▸ **GIVEN EXERCISE**:
Search the material for the string "styled" and copy each line where it occurs.

--- RECORDED INFORMATION ---

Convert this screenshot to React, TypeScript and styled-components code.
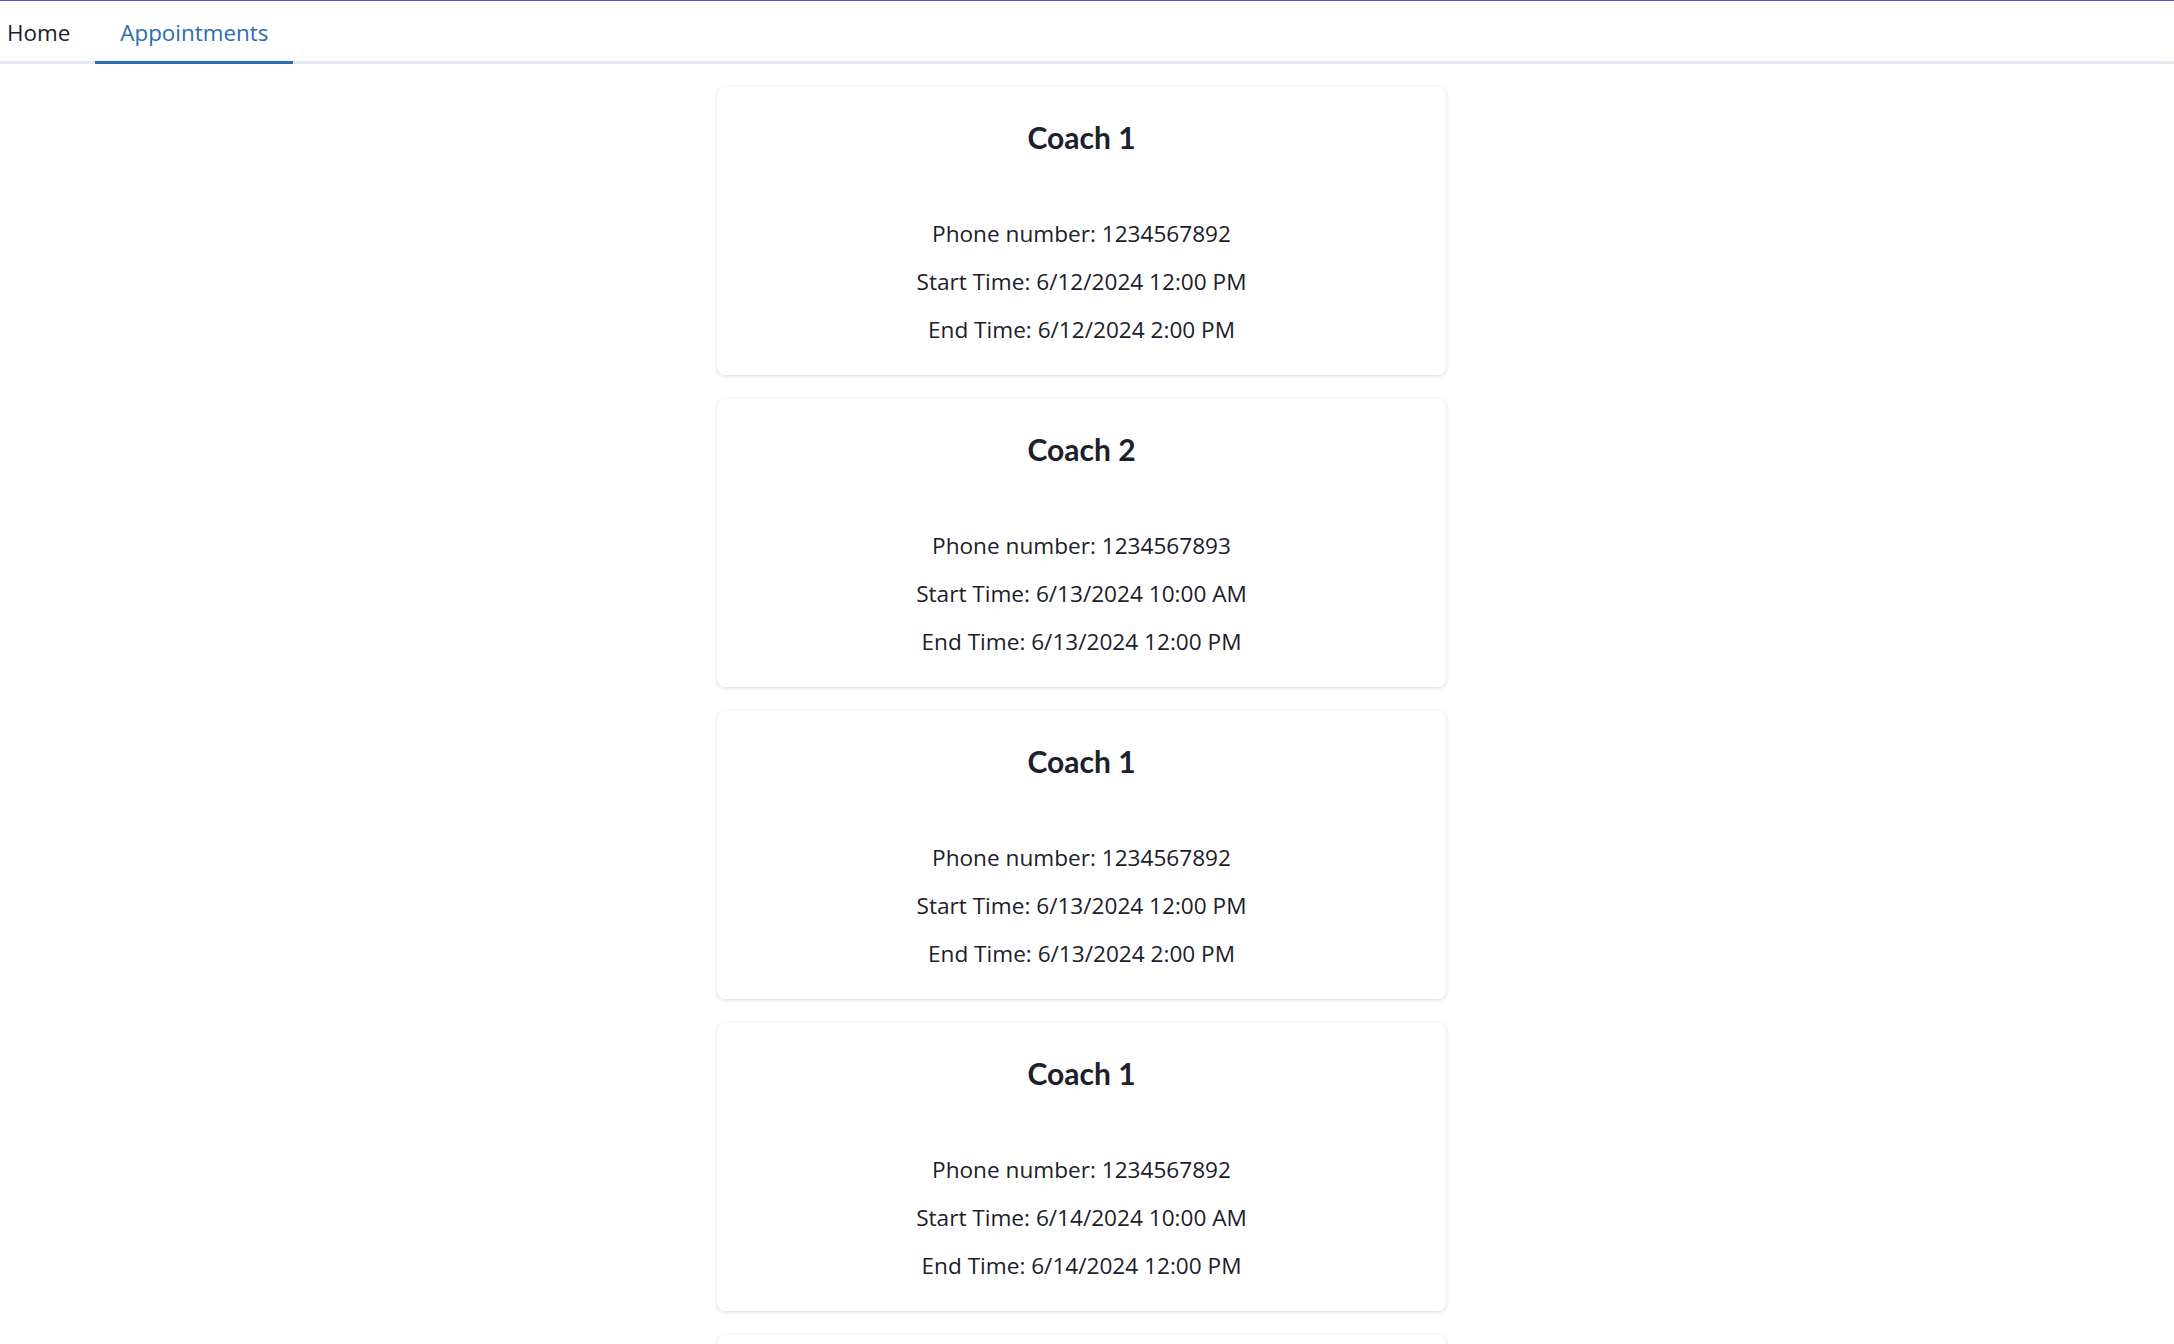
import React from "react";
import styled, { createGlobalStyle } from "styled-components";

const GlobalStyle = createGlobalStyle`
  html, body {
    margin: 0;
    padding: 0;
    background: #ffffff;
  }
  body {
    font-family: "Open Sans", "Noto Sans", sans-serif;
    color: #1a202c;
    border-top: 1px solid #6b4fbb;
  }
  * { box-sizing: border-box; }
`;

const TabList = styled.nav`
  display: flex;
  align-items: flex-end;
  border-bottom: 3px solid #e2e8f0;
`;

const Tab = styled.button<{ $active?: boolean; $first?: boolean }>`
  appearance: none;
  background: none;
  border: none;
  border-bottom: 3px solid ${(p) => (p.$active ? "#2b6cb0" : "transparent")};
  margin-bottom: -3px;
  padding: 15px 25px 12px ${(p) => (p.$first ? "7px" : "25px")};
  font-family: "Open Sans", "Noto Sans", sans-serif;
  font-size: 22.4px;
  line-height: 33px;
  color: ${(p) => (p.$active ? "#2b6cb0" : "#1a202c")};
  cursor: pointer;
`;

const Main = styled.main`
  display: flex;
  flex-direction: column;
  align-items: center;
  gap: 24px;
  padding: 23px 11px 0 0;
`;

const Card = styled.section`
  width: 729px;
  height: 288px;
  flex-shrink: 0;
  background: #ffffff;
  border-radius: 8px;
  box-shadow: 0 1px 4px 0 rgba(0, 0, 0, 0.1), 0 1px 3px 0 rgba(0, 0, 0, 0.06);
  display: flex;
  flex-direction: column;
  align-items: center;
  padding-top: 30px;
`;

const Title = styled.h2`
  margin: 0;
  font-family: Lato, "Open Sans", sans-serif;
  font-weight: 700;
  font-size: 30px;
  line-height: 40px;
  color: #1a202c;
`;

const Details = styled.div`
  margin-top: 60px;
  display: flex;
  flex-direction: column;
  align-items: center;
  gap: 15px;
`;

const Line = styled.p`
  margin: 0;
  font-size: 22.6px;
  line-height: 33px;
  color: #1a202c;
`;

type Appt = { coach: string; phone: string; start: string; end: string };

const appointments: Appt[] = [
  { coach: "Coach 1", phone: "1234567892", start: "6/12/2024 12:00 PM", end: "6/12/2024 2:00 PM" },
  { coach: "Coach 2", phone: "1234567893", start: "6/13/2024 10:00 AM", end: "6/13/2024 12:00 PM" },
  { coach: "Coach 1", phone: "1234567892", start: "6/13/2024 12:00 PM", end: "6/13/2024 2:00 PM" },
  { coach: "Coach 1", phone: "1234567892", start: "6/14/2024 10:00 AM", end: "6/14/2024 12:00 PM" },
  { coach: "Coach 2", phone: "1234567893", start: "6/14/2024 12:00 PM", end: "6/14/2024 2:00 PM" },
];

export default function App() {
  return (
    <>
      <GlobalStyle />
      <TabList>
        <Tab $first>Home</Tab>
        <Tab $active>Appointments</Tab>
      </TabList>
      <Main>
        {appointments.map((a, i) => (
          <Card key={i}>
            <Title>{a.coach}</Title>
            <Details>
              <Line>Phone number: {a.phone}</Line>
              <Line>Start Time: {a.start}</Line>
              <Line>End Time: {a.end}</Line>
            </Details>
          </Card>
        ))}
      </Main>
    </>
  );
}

---

▸ **FINAL RESULT**:
Convert this screenshot to React, TypeScript and styled-components code.
import styled, { createGlobalStyle } from "styled-components";
const TabList = styled.nav`
const Tab = styled.button<{ $active?: boolean; $first?: boolean }>`
const Main = styled.main`
const Card = styled.section`
const Title = styled.h2`
const Details = styled.div`
const Line = styled.p`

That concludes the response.